Most pundits are crediting this U-turn to the political muscle of the Tea Party and it’s true that President Obama would never have agreed to this deal if the Tea Party Republicans in the House of Representatives hadn’t engaged in the brinkmanship of the past few weeks. But to focus on the Tea Party is to ignore the tectonic political shift that’s taken place, not just in America but across Europe. The majority of citizens in nearly all the world’s most developed countries simply aren’t prepared to tolerate the degree of borrowing required to sustain generous welfare programmes any longer.Well, perhaps Britain needs a tea party, although that would be historically incongruous.
As I pointed out in a blog post last May, tax-and-spend Left-wing parties have fared poorly in election after election over the past two years:Labour was punished by the British electorate last year, polling its lowest share of the vote since 1983, but not as severely as the Social Democrats were by the Swedes, polling their lowest share of the vote since universal suffrage was introduced in 1921…For believers in redistributive taxation and egalitarian social programmes like David Miliband, Obama was the last great hope. Here was a centre left politician capable of building the kind of electoral coalition that underpinned the massive expansions of state power in Britain and America, from Attlee’s post-war Labour Government to Lyndon Johnson’s Great Society. That is, a coalition of the white working class, minorities and middle class liberals. Yet in spite of sweeping to power in 2008 and ensuring the Democrats won in both the House and the Senate, Obama has proved unable to sustain that coalition. Last night’s debt deal represents the moment when he acknowledged that trying to maintain the levels of public spending required to fund ambitious welfare programmes is political suicide. Which is why the deal has been greated with cries of impotent rage by the British Left.
The same picture emerges wherever you look.
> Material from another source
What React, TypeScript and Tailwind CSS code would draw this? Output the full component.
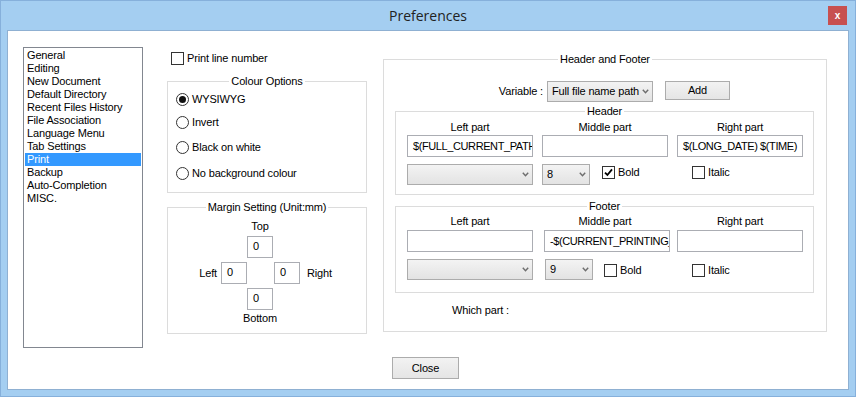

In the European election in June, 2009, the Left took a hammering. In Germany, the Social Democrats polled just 20 per cent of the vote, their worst result since the Second World War. In France, the Socialist Party only mustered 16.5 per cent, its lowest share of the vote in a European election since 1994. In Italy, the Democrats polled 26.1 per cent, seven percentage points less than they received at the last Italian election. As David Miliband pointed out in a recent lecture: “Left parties are losing elections more comprehensively than ever before. They are fragmenting at just the time the Right is uniting. I don’t believe this is some kind of accident.”
More at the link (via Memeorandum). See also Damian Thompson, "'Obama has betrayed us!' wails Britain's trendy Left."
2 comments:
I’m wondering about another story. Private workers are now less union organized and seldom have defined benefit pensions. Public employees not only have pensions but can retire early. These pensions are annuities that cost over $1 million if purchased from an insurer at the time of retirement.
Perhaps it’s just “common labor” that is refusing to carry “privileged labor” in the face of fiscal restraints. New Jersey may be showing us what is happening. Christie was able to ally with a Democrat in the legislature that is or was the head of a private union. And this is in traditionally Democratic New Jersey.
Market constraints can limit “common labor” but government “privileged labor” has had no recession nor, until now, any limits. Perhaps we don't want to become France or Greece.
But the Brits have the EDL. Oh wait. Are they not supposed to be terrorists also? I am sure Biden would think so.